6. Bahwa sementara itu, dalam rentang waktu yang cenderung berdekatan dengan permohonan para Pemohon dalam perkara a quo, pengujian norma a quo juga dimohonkan dalam beberapa perkara lainnya sebagaimana diregistrasi dalam Perkara Nomor 87/PUU-XXII/2024 yang diajukan oleh 4 (empat) orang dosen yang tercatat sebagai pemilih aktif dalam kontestasi pemilu, Perkara Nomor 101/PUU-XXII/2024 yang diajukan oleh sebuah badan hukum yayasan dan seorang warga negara Indonesia penggiat pemilu, serta Perkara Nomor 129/PUU-XXII/2024 yang diajukan oleh seorang warga negara Indonesia yang memiliki hak pilih. Oleh karena adanya kesamaan norma yang dimohonkan pengujian dan kualifikasi pihak yang mengajukan permohonan yang dalam hal ini adalah perorangan warga negara Indonesia yang memiliki hak pilih dan organisasi yang concern di bidang pemilu, namun bukan pihak-pihak yang memenuhi kualifikasi sebagaimana telah disebutkan pada angka 3 di atas, maka pendapat berbeda (dissenting opinion) ini juga diarahkan pada perkara-perkara dimaksud.

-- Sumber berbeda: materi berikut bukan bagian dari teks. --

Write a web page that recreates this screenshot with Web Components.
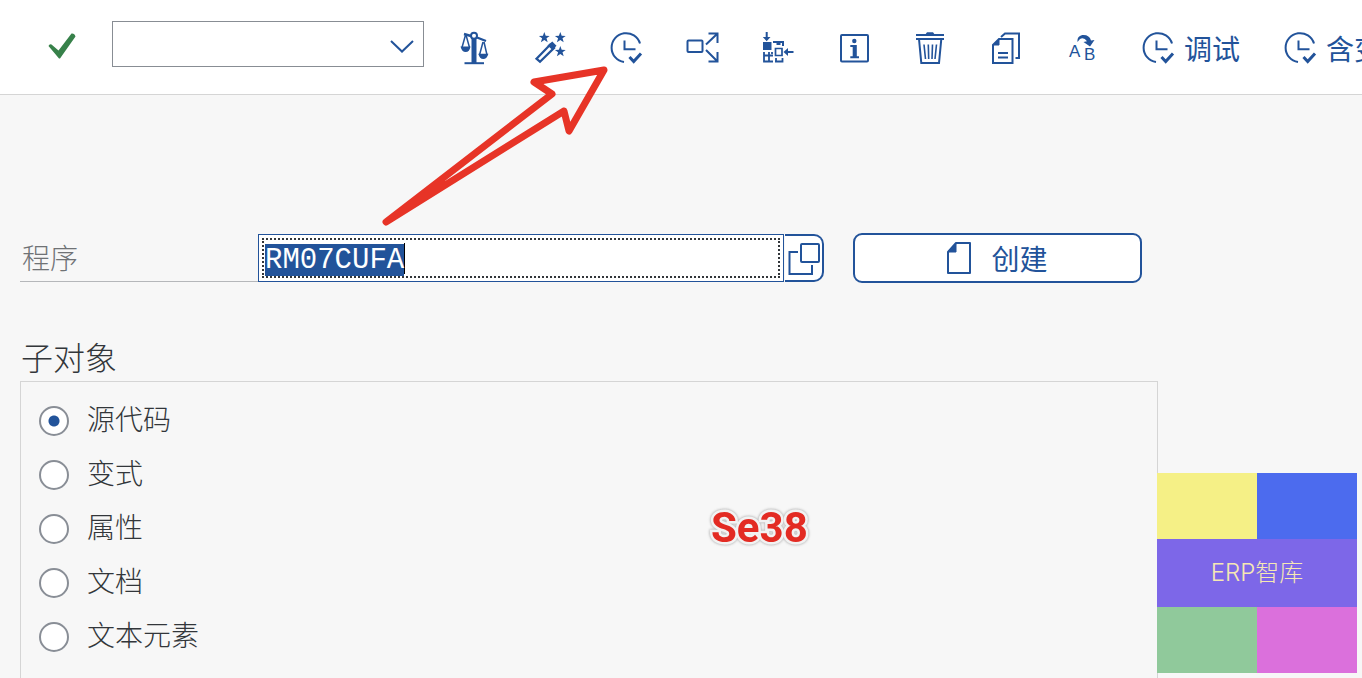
<!DOCTYPE html>
<html lang="zh-CN">
<head>
<meta charset="utf-8">
<meta name="viewport" content="width=device-width, initial-scale=1">
<title>ABAP 编辑器</title>
<style>
  html, body { margin: 0; height: 100%; }
  body {
    --blue: #22539a;
    --line: #d5d5d5;
    background: #f7f7f7;
    color: #32363a;
    font-family: "Noto Sans CJK SC", sans-serif;
    overflow: hidden;
  }
</style>
</head>
<body>
<editor-page></editor-page>

<script>
const star = (x, y) => `<path fill="currentColor" stroke="none" transform="translate(${x} ${y})" d="M0-5.6 1.4-1.7 5.4-1.6 2.2.8 3.4 4.8 0 2.4-3.4 4.8-2.2.8-5.4-1.6-1.4-1.7Z"/>`;

const ICONS = {
  scale: `<path d="M20 10V35" stroke-width="5"/><path d="M10.500 35.200H30" stroke-width="2"/>
    <path d="M10 6 17 8M23 9.500 32 13" stroke-width="2.400"/><circle cx="20" cy="7.800" r="3" stroke-width="2"/>
    <path d="M11.500 7 8 19.500M12 7 15.500 19.500M29 14 25.500 27M30 14 33 27" stroke-width="1.500"/>
    <path fill="currentColor" stroke="none" d="M6.500 18.500H16.500Q15.500 24 11.700 24T6.500 18.500ZM24.300 25.800H34.400Q33 31 29.300 31T24.300 25.800Z"/>`,
  wand: `${star(14.3, 9.5)}${star(30.3, 9.5)}${star(30.3, 23.5)}
    <path d="M6.500 30.700 20.300 16.500 24 20 10 33.800Z" stroke-width="2.300"/>
    <path d="M17.500 17.500 22.300 13.500 26.500 17.800 22.500 22Z" fill="currentColor" stroke="none"/>`,
  run: `<path d="M34 15.500A14.500 14.500 0 1 0 18 34" stroke-width="2"/><path d="M18.500 12.500V21.300H29.500" stroke-width="2"/>
    <path d="M23.500 29 27.700 33.500 35 25.500" stroke-width="3"/>`,
  expand: `<rect x="5.500" y="12.500" width="15" height="11.500" rx="1"/><path d="M24 16.500 35 6M26.500 5.500H35.500V15M24 22 35 33M26.500 33.500H35.500V24"/>`,
  layout: `<g fill="currentColor" stroke="none"><path d="M5 14H13.500V22H5ZM7.700 4H9.700V9H12.500L8.700 13.300 4.800 9H7.700ZM25.500 24 30 20V23H35.500V25H30V28Z"/></g>
    <path d="M15 14H19.500V17M21.500 17V14H25V18"/><path d="M17.500 20.500H24V27.500H17.500Z" stroke-width="1.700"/>
    <path d="M6 24V33.500H15M6 27.500H15M11 24V33.500M14 26V24M17 33.500H24.500V30M18 30V33" stroke-width="1.800"/>`,
  info: `<rect x="7" y="7" width="27" height="26.500" rx="1"/><g fill="currentColor" stroke="none"><circle cx="20.300" cy="13" r="2.200"/><path d="M16.300 17H22.800V28.300H25V30.300H16.300V28.300H18.700V19H16.300Z"/></g>`,
  trash: `<path d="M6 7H34M6 11H34" stroke-width="2"/><path fill="currentColor" stroke="none" d="M15 7 17 4.300H23L25 7Z"/>
    <path d="M9 11 11.300 35H29L31.300 11"/><path d="M14 16.500 15.500 31M18.300 16.500 18.700 31M22.500 16.500 22 31M26.500 16.500 25 31" stroke-width="1.600"/>`,
  copy: `<path d="M13 11H26.500V35H7V17Z"/><path fill="currentColor" d="M7 17 13 11V17Z" stroke-width="1"/><path d="M12 25H22M12 29.500H22M15 9 19 5.500H33V30H29.500"/>`,
  rename: `<g fill="currentColor" stroke="none" font-family="Liberation Sans, sans-serif"><text x="7" y="29" font-size="17">A</text><text x="22" y="32" font-size="17">B</text>
    <path d="M15.500 14C15 9 18 7 21.500 7Q27.500 7 29 12.500L32.500 12 28 18.500 21.500 14 25 13.300Q22 9 18 11Z"/></g>`,
};

const icon = name => `<svg width="40" height="40" viewBox="0 0 40 40" fill="none" stroke="currentColor" stroke-width="2" aria-hidden="true">${ICONS[name]}</svg>`;

const define = (name, render) => customElements.define(name, class extends HTMLElement {
  connectedCallback() {
    if (this.shadowRoot) return;
    const root = this.attachShadow({ mode: "open" });
    root.innerHTML = render(this);
    const preselected = root.querySelector("input[data-selected]");
    preselected?.focus({ preventScroll: true });
    preselected?.select();
  }
});

/* Toolbar button: icon alone, or icon with a caption in the slot */
define("tool-button", el => `
  <style>
    :host { display: block; flex: none; }
    button {
      display: flex; align-items: center; justify-content: center; gap: 6px;
      box-sizing: border-box; width: 76px; height: 54px; padding: 0; border: 0;
      background: none; color: var(--blue); font: inherit; font-size: 28px; line-height: 38px; white-space: nowrap;
    }
    :host([caption]) button { width: auto; padding: 0 22px 0 18px; }
    svg { flex: none; }
  </style>
  <button type="button" aria-label="${el.getAttribute("label") || el.textContent}">${icon(el.getAttribute("icon"))}<slot></slot></button>`);

define("tool-bar", () => `
  <style>
    :host {
      display: flex; align-items: flex-start; padding: 21px 0 19px 40px;
      background: #fff; border-bottom: 1px solid var(--line); overflow: hidden;
    }
    .ok { flex: none; width: 44px; height: 50px; padding: 0; border: 0; background: none; color: #37814a; }
    .ok svg { display: block; margin: auto; }
    .command { position: relative; flex: none; width: 312px; margin: 0 12px 0 28px; }
    select {
      display: block; appearance: none; box-sizing: border-box; width: 100%; height: 46px;
      border: 1px solid #888d94; border-radius: 0; background: #fff; font: inherit;
    }
    .command svg { position: absolute; right: 10px; top: 18px; pointer-events: none; }
  </style>
  <button class="ok" type="button" aria-label="确认">
    <svg width="30" height="28" viewBox="0 0 30 28" fill="currentColor"><path d="M1.500 14Q2.500 11.500 4.500 12.500L11.500 18.500 24.500 1.500Q27.500 1 28.500 4.500L13 26.500H12Z"/></svg>
  </button>
  <div class="command">
    <select aria-label="命令"><option></option></select>
    <svg width="24" height="14" viewBox="0 0 24 14" fill="none" stroke="var(--blue)" stroke-width="2"><path d="M1 2 12 12.500 23 2"/></svg>
  </div>
  <slot></slot>`);

define("program-row", () => `
  <style>
    :host { display: grid; grid-template-columns: 238px 1fr 40px 318px; align-items: center; padding-right: 200px; }
    label {
      box-sizing: border-box; height: 48px; padding-left: 2px; border-bottom: 1px solid #b5b7ba;
      color: #6f7275; font-size: 28px; font-weight: 300; line-height: 46px;
    }
    .field { box-sizing: border-box; height: 48px; padding: 3px; border: 1px solid var(--blue); background: #fff; }
    input {
      display: block; box-sizing: border-box; width: 100%; height: 40px; margin: 0; padding: 4px 0 0 1px;
      border: 2px dotted #32363a; border-radius: 0; outline: 0; color: #32363a; caret-color: #000;
      background: linear-gradient(#000, #000) 140px 3px / 1px 31px no-repeat #fff;
      font: 29px/32px "Liberation Mono", monospace;
    }
    input::selection { background: var(--blue); color: #fff; }
    button { box-sizing: border-box; padding: 0; border: 2px solid var(--blue); background: #fff; color: var(--blue); font: inherit; font-size: 28px; }
    .help { height: 48px; margin-left: 1px; border-left: 0; border-radius: 0 10px 10px 0; }
    .help svg { display: block; }
    .create {
      display: flex; align-items: center; justify-content: center; gap: 20px;
      height: 50px; margin-left: 29px; border-radius: 9px; line-height: 40px;
    }
  </style>
  <label for="program">程序</label>
  <div class="field"><input id="program" data-selected value="RM07CUFA" spellcheck="false"></div>
  <button class="help" type="button" aria-label="值帮助">
    <svg width="37" height="44" viewBox="0 0 37 44" fill="none" stroke="currentColor" stroke-width="2"><rect x="16" y="8" width="18" height="18" rx="1"/><path d="M13 16H4.500V38H27V29"/></svg>
  </button>
  <button class="create" type="button">
    <svg width="24" height="32" viewBox="0 0 24 32" fill="none" stroke="currentColor" stroke-width="2"><path d="M9 1H23V31H1V10Z" stroke-linejoin="round"/><path d="M1 10 9 1V10Z" fill="currentColor" stroke-width="1"/></svg>
    创建
  </button>`);

define("radio-option", el => `
  <style>
    :host { display: block; }
    label { display: flex; align-items: center; gap: 18px; height: 54px; font-size: 28px; font-weight: 300; line-height: 40px; }
    input {
      appearance: none; flex: none; box-sizing: border-box; width: 30px; height: 30px; margin: 0;
      border: 2px solid #898e96; border-radius: 50%; background: #fff;
    }
    input:checked { background: radial-gradient(circle, var(--blue) 5px, #fff 6px); }
    span { padding-bottom: 6px; }
  </style>
  <label><input type="radio" name="part" ${el.hasAttribute("checked") ? "checked" : ""}><span><slot></slot></span></label>`);

define("option-group", el => `
  <style>
    :host { display: flex; flex: 1; flex-direction: column; margin: 52px 204px 0 0; }
    h2 { margin: 0; padding: 0 0 4px 1px; font-size: 32px; font-weight: 300; line-height: 42px; }
    .panel { flex: 1; padding: 12px 18px 0; border: 1px solid var(--line); border-bottom: 0; }
  </style>
  <h2>${el.getAttribute("heading")}</h2>
  <div class="panel" role="radiogroup" aria-label="${el.getAttribute("heading")}"><slot></slot></div>`);

/* Red arrow drawn over the page, from the program field to the run button */
define("red-arrow", () => `
  <style>
    :host { position: absolute; left: 380px; top: 60px; pointer-events: none; }
    svg { display: block; }
  </style>
  <svg width="236" height="172" viewBox="380 60 236 172" fill="none" stroke="#e73427" stroke-width="7" stroke-linejoin="round" aria-hidden="true">
    <path d="M386 222 552 94 534 82 604 70 569 131 564 111Z"/>
    <path fill="#e73427" stroke="none" d="M386 222 442 178 446 182Z"/>
  </svg>`);

define("red-note", () => `
  <style>
    :host {
      position: absolute; left: 711px; top: 502px;
      color: #e32b23; font: 700 42px/52px Roboto, sans-serif;
      -webkit-text-stroke: 5px #f2f2f2; paint-order: stroke fill;
      filter: drop-shadow(0 0 1px #bbb) drop-shadow(0 0 1px #ccc);
    }
  </style>
  <slot></slot>`);

define("brand-mark", () => `
  <style>
    :host {
      position: absolute; right: 5px; bottom: 5px; display: grid; width: 200px;
      grid-template-columns: 1fr 1fr; grid-template-rows: 66px 68px 66px;
    }
    .name {
      grid-column: span 2; background: #7d67e8; color: #f6e8b4;
      font: 300 24px/68px Inter, "Noto Sans CJK SC", sans-serif; text-align: center;
    }
    .a { background: #f5f086; } .b { background: #4c6bee; }
    .c { background: #90c99b; } .d { background: #db70dc; }
  </style>
  <div class="a"></div><div class="b"></div><div class="name"><slot></slot></div><div class="c"></div><div class="d"></div>`);

define("editor-page", () => `
  <style>
    :host { position: relative; display: flex; flex-direction: column; min-height: 100%; }
    main { display: flex; flex: 1; flex-direction: column; padding: 138px 0 0 20px; }
    program-row { margin-right: 20px; }
  </style>
  <tool-bar>
    <tool-button icon="scale" label="检查"></tool-button>
    <tool-button icon="wand" label="激活"></tool-button>
    <tool-button icon="run" label="执行"></tool-button>
    <tool-button icon="expand" label="使用位置清单"></tool-button>
    <tool-button icon="layout" label="环境分析"></tool-button>
    <tool-button icon="info" label="文档"></tool-button>
    <tool-button icon="trash" label="删除"></tool-button>
    <tool-button icon="copy" label="复制"></tool-button>
    <tool-button icon="rename" label="重命名"></tool-button>
    <tool-button icon="run" caption>调试</tool-button>
    <tool-button icon="run" caption>含变</tool-button>
  </tool-bar>
  <main>
    <program-row></program-row>
    <option-group heading="子对象">
      <radio-option checked>源代码</radio-option>
      <radio-option>变式</radio-option>
      <radio-option>属性</radio-option>
      <radio-option>文档</radio-option>
      <radio-option>文本元素</radio-option>
    </option-group>
  </main>
  <red-arrow></red-arrow>
  <red-note>Se38</red-note>
  <brand-mark>ERP智库</brand-mark>`);
</script>
</body>
</html>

7. Bahwa berdasarkan seluruh uraian pertimbangan hukum di atas, kami berpendapat bahwa Mahkamah seharusnya menyatakan para Pemohon tidak memiliki kedudukan hukum dan oleh karenanya permohonan para Pemohon tidak dapat diterima (niet ontvankelijke verklaard).

Adapun Hakim Konstitusi Daniel dan Anwar, memiliki pandangan berbeda dengan tujuh hakim konstitusi lainnya yang juga mengadili perkara ini. Antara lain Suhartoyo selaku ketua majelis hakim merangkap anggota, Saldi Isra, M. Guntur Hamzah, Arsul Sani, Arief Hidayat, Enny Nurbaningsih, dan Ridwan Mansyur, masing-masing sebagai anggota.